The authors tackled the lack of transparency in large language models by introducing GeoLAN, a training framework that treats token representations as geometric trajectories with stickiness conditions, resulting in maintained task accuracy while improving geometric metrics and reducing fairness biases, particularly in mid-sized models.
Large language models (LLMs) demonstrate strong performance, but they often lack transparency. We introduce GeoLAN, a training framework that treats token representations as geometric trajectories and applies stickiness conditions inspired by recent developments related to the Kakeya Conjecture.
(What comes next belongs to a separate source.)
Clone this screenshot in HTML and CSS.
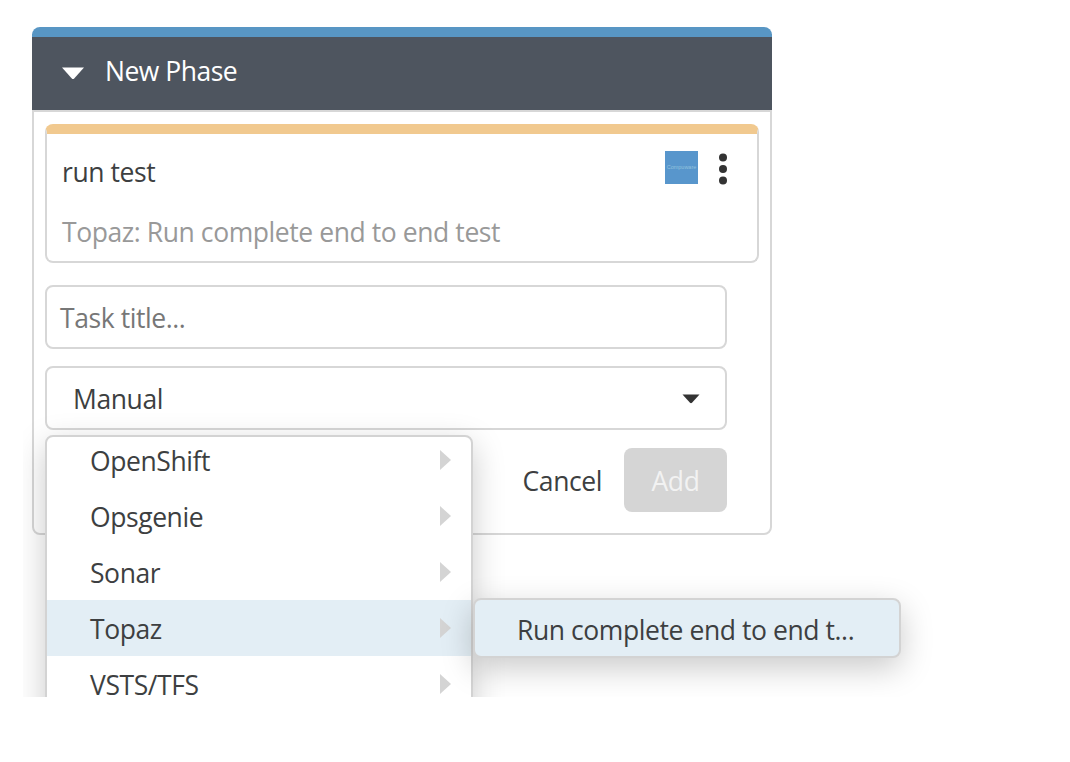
FILE: index.html
```html
<!DOCTYPE html>
<html lang="en">
<head>
<meta charset="utf-8">
<title>New Phase</title>
<link rel="stylesheet" href="styles.css">
</head>
<body>
<main class="viewport">
  <section class="phase">
    <header class="phase-header">
      <svg class="collapse" width="24" height="13" viewBox="0 0 24 13"><path d="M1 .5h22L13.2 11.4q-1.2 1-2.4 0z" fill="#fff"/></svg>
      <h1 class="phase-title">New Phase</h1>
    </header>
    <div class="phase-body">
      <article class="task">
        <div class="task-top">
          <span class="task-name">run test</span>
          <span class="task-logo">Compuware</span>
          <svg class="kebab" width="10" height="32" viewBox="0 0 10 32" fill="#333"><circle cx="5" cy="4.4" r="4"/><circle cx="5" cy="16" r="4"/><circle cx="5" cy="27.6" r="4"/></svg>
        </div>
        <p class="task-type">Topaz: Run complete end to end test</p>
      </article>
      <div class="field title-field">Task title...</div>
      <div class="select-wrap">
        <div class="field select"><span>Manual</span>
          <svg width="18" height="10" viewBox="0 0 18 10"><path d="M.5.5h17L10 8.8q-1 .8-2 0z" fill="#333"/></svg>
        </div>
        <div class="menu">
          <ul class="menu-list">
            <li class="item"><span>OpenShift</span><i class="arrow"></i></li>
            <li class="item"><span>Opsgenie</span><i class="arrow"></i></li>
            <li class="item"><span>Sonar</span><i class="arrow"></i></li>
            <li class="item active"><span>Topaz</span><i class="arrow"></i></li>
            <li class="item"><span>VSTS/TFS</span><i class="arrow"></i></li>
          </ul>
          <div class="submenu">Run complete end to end t...</div>
        </div>
      </div>
      <div class="actions">
        <span class="cancel">Cancel</span>
        <span class="add">Add</span>
      </div>
    </div>
  </section>
</main>
</body>
</html>
```
FILE: styles.css
```css
* { box-sizing: border-box; }
body {
  margin: 0;
  background: #fff;
  color: #3d3f41;
  font: 26.5px/36px "Open Sans", "Noto Sans", sans-serif;
  letter-spacing: -.42px;
  white-space: nowrap;
}
.viewport {
  width: 1040px;
  height: 697px;
  margin-left: 23px;
  padding: 27px 0 0 9px;
  overflow: hidden;
}
.phase { width: 740px; }
.phase-header {
  display: flex;
  align-items: center;
  gap: 20px;
  height: 83px;
  padding: 0 0 2px 29px;
  border-top: 10px solid #5896c4;
  border-radius: 8px 8px 0 0;
  background: #4e555f;
}
.collapse { margin-top: 2px; }
.phase-title {
  margin: 0 0 4px;
  font-size: 26.5px;
  font-weight: 400;
  letter-spacing: -.5px;
  color: #fff;
}
.phase-body {
  height: 425px;
  padding: 12px 11px 0;
  border: 2px solid #d7d7d7;
  border-radius: 0 0 8px 8px;
}
.task {
  height: 139px;
  padding: 17px 29px 0 15px;
  border: 2px solid #d7d7d7;
  border-top: 10px solid #f1c98f;
  border-radius: 8px;
}
.task-top {
  display: flex;
  align-items: flex-start;
  height: 60px;
}
.task-name { margin-top: 3px; flex: 1; }
.task-logo {
  width: 33px;
  height: 33px;
  margin-right: 20px;
  background: #5896cc;
  color: #92c2dc;
  font: 5.5px/33px "Liberation Sans", sans-serif;
  letter-spacing: 0;
  text-align: center;
}
.kebab { margin-top: 2px; }
.task-type { margin: 3px 0 0; color: #999; }
.field {
  width: 682px;
  height: 64px;
  border: 2px solid #d7d7d7;
  border-radius: 8px;
}
.title-field {
  margin-top: 22px;
  padding: 13px 13px;
  color: #777;
}
.select-wrap { position: relative; margin-top: 17px; }
.select {
  display: flex;
  align-items: center;
  justify-content: space-between;
  padding: 1px 25px 0 26px;
}
.menu {
  position: absolute;
  left: 0;
  top: 69px;
  z-index: 2;
  width: 428px;
  height: 420px;
  border: 2px solid #d3d3d3;
  border-radius: 8px;
  background: #fff;
  box-shadow: 0 10px 32px rgba(0, 0, 0, .21);
}
.menu-list { margin: -5px 0 0; padding: 0; list-style: none; }
.item {
  display: flex;
  align-items: center;
  justify-content: space-between;
  height: 56px;
  padding: 2px 20px 0 43px;
}
.active { background: #e3eef5; }
.arrow {
  margin-top: -2px;
  border: solid transparent;
  border-width: 10px 0 10px 11px;
  border-left-color: #d4d4d4;
}
.submenu {
  position: absolute;
  left: 426px;
  top: 161px;
  width: 428px;
  height: 60px;
  padding: 12px 42px 0;
  border: 2px solid #d3d3d3;
  border-radius: 8px;
  background: #e3eef5;
  box-shadow: 0 10px 32px rgba(0, 0, 0, .21);
}
.actions {
  display: flex;
  justify-content: flex-end;
  align-items: center;
  gap: 22px;
  margin-top: 18px;
  padding-right: 32px;
}
.cancel { margin-top: 1px; }
.add {
  width: 103px;
  height: 64px;
  border-radius: 8px;
  background: #d5d5d5;
  color: #f2f2f2;
  line-height: 66px;
  text-align: center;
}
```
We have developed two differentiable regularizers, Katz-Tao Convex Wolff (KT-CW) and Katz-Tao Attention (KT-Attn), that promote isotropy and encourage diverse attention. Our experiments with Gemma-3 (1B, 4B, 12B) and Llama-3-8B show that GeoLAN frequently maintains task accuracy while improving geometric metrics and reducing certain fairness biases. These benefits are most significant in mid-sized models. Our findings reveal scale-dependent trade-offs between geometric precision and performance, suggesting that geometry-aware training is a promising approach to enhance mechanistic interpretability.